Galeazzi shared that although there were payments for growers to offset the impact of tariffs in the previous administration, it’s much harder to calculate for specialty crop growers.
“For specialty crops we are often in the position that when help comes, we get the leftovers, because we are so many different commodities across such a small acreage, compared with cotton that’s a couple million acres here in the U.S.,” he said. “It’s easy to say here’s $1 per acre for every cotton grower and that should right them up, but it’s very different if avocados have an investment of $12,000 an acre and cabbage has an investment of $5,000 an acre. You basically need to pay specialty crops a different amount for each crop, and that gets really complicated.”

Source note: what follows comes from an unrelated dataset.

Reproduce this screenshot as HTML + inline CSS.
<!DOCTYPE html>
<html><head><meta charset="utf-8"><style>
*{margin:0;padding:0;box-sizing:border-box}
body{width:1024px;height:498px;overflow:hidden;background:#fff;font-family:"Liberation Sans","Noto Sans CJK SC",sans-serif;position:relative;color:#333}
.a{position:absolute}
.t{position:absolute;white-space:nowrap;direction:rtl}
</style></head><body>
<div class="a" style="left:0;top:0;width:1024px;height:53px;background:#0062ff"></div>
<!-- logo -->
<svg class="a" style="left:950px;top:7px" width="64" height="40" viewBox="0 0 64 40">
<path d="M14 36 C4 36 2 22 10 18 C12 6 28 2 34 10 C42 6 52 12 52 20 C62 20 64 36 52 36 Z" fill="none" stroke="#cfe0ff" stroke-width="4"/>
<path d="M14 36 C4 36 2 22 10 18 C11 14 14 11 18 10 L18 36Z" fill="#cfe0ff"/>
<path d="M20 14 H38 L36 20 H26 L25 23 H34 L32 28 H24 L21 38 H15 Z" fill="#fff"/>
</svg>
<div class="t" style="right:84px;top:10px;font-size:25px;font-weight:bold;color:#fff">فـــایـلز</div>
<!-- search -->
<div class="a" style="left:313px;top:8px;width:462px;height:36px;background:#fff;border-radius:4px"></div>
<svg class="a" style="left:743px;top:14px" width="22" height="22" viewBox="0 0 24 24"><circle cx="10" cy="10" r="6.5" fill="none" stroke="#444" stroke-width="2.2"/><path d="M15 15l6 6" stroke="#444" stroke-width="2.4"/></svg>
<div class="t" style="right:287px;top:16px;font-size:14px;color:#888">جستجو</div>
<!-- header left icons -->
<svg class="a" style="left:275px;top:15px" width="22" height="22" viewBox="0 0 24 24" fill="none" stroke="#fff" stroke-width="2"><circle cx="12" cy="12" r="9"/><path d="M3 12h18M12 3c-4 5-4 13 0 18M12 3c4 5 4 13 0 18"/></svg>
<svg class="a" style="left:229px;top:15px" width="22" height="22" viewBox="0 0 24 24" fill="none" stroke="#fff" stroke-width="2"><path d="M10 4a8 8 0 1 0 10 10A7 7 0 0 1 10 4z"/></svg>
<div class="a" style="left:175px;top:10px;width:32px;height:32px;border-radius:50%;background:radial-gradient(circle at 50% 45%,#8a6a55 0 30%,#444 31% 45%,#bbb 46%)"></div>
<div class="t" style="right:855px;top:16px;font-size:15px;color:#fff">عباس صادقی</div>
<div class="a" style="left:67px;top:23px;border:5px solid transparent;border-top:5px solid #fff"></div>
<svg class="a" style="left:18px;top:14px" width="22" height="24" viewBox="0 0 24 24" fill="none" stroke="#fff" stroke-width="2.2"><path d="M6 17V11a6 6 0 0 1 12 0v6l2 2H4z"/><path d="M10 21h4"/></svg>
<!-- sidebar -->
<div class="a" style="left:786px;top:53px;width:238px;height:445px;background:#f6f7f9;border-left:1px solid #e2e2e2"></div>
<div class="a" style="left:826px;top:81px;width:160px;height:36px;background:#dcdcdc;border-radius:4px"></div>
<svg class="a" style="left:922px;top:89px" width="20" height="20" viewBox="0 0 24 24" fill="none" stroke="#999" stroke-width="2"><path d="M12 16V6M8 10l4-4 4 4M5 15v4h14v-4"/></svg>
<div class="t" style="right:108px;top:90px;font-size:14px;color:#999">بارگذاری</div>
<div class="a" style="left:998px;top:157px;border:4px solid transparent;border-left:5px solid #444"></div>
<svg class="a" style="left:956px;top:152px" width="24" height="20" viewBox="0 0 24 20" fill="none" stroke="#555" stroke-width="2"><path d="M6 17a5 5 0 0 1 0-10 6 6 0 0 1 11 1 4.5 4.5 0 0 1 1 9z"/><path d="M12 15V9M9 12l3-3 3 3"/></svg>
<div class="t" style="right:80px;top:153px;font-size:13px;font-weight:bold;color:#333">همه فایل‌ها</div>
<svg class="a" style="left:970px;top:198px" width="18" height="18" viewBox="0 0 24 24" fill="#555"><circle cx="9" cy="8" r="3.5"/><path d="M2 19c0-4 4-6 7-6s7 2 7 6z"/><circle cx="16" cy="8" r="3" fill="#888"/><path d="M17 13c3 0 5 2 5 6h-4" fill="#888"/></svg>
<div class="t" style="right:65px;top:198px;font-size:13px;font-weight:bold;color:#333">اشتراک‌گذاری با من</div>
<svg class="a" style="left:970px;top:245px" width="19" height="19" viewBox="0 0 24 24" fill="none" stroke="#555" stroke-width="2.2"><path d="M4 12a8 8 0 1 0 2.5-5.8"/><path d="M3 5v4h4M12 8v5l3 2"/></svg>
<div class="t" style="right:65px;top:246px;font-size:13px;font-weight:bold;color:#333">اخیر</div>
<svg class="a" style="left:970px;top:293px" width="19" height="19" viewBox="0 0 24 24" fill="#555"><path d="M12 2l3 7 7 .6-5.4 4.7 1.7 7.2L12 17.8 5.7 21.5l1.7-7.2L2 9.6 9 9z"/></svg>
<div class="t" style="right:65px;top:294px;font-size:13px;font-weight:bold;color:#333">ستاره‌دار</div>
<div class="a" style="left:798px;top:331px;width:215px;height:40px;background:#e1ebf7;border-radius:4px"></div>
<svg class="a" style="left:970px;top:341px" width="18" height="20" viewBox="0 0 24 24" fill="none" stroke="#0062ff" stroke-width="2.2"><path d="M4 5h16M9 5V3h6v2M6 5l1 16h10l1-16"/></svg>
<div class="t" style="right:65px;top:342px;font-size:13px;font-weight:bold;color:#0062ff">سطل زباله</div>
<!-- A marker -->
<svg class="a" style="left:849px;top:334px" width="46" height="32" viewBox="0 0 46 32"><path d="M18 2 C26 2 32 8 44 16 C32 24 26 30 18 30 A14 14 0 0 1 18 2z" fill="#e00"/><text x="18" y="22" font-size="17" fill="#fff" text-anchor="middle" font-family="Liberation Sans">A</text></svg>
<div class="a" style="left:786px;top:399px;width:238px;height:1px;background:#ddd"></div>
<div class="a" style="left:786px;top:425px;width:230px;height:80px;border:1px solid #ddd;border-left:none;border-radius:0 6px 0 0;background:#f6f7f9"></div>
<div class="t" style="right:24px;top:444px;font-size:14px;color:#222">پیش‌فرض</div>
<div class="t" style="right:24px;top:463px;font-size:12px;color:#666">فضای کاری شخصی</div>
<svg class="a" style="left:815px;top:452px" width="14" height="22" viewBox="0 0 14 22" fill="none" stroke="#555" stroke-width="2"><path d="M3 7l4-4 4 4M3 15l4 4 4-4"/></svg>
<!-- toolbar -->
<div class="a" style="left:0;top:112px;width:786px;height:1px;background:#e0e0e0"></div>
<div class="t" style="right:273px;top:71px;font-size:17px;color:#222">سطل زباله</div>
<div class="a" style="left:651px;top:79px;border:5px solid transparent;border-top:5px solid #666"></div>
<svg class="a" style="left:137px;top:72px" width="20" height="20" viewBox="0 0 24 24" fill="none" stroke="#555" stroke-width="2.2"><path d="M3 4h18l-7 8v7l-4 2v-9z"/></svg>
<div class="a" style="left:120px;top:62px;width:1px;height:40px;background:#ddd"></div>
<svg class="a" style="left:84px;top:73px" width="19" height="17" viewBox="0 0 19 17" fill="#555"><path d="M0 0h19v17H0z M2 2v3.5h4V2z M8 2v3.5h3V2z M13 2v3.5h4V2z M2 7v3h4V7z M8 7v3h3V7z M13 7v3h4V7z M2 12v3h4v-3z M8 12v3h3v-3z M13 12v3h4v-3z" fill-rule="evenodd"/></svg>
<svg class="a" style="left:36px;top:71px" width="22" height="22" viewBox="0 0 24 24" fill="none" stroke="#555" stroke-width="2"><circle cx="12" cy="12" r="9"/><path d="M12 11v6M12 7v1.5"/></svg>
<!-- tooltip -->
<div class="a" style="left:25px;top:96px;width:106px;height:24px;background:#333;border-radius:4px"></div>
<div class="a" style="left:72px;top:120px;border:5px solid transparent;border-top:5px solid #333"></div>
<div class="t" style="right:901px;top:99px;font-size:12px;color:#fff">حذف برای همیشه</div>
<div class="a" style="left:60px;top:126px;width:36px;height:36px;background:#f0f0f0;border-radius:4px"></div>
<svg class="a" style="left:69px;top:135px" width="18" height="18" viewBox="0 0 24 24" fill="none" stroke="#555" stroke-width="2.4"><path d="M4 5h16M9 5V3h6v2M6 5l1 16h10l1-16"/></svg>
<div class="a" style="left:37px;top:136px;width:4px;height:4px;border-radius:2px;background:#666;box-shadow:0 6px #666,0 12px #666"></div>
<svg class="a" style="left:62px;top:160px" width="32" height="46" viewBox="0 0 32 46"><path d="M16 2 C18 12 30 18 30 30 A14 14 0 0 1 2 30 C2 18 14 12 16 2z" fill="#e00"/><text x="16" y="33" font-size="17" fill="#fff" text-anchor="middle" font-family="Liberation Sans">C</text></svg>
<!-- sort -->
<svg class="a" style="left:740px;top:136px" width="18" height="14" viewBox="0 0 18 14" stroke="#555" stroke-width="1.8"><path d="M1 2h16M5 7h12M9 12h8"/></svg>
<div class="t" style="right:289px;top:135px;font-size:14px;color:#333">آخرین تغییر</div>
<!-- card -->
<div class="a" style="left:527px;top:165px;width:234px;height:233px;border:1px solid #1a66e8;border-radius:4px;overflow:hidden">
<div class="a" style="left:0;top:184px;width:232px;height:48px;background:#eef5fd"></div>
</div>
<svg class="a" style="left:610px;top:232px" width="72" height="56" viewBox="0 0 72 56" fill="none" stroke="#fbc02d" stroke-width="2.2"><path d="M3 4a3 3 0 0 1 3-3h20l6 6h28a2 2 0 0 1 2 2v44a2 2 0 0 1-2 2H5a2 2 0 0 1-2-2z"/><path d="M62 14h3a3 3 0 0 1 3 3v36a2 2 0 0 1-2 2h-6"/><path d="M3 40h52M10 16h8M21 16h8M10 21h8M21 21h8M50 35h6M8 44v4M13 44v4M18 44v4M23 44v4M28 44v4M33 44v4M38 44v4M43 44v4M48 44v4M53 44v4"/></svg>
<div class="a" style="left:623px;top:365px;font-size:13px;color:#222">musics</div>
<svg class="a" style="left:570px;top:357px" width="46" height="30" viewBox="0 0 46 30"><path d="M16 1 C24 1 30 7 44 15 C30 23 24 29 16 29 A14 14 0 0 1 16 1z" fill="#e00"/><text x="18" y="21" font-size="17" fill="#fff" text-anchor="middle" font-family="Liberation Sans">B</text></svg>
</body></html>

When asked for how to best advocate for the specialty crop industry in light of the tariffs, Galeazzi encouraged attendees to share their experiences with tariffs and what those mean. He gave an example of bananas, one of the most popular items in lunch boxes. Bananas were once a loss leader but now come in at about 68 cents a pound, which is roughly breakeven. Now, with an additional 10% tariff on banana imports, the average price for bananas will increase.
“That’s just if you have a pass-through of 10%,” he said. “That doesn’t include the additional operation expenses, the fact that you’re pretty soon going to have a port fee for boats that were built in China. Your expenses keep going up. The American grocery store is going to have to do something about bananas, which means the American consumer is going to pay more for bananas, which means kids are going to be impacted again. We need to be telling that story, because the U.S. consumer isn’t going to recognize that they paid 10 cents more for their banana. We need to tell them why that’s happened. That’s how I think we can be helpful.”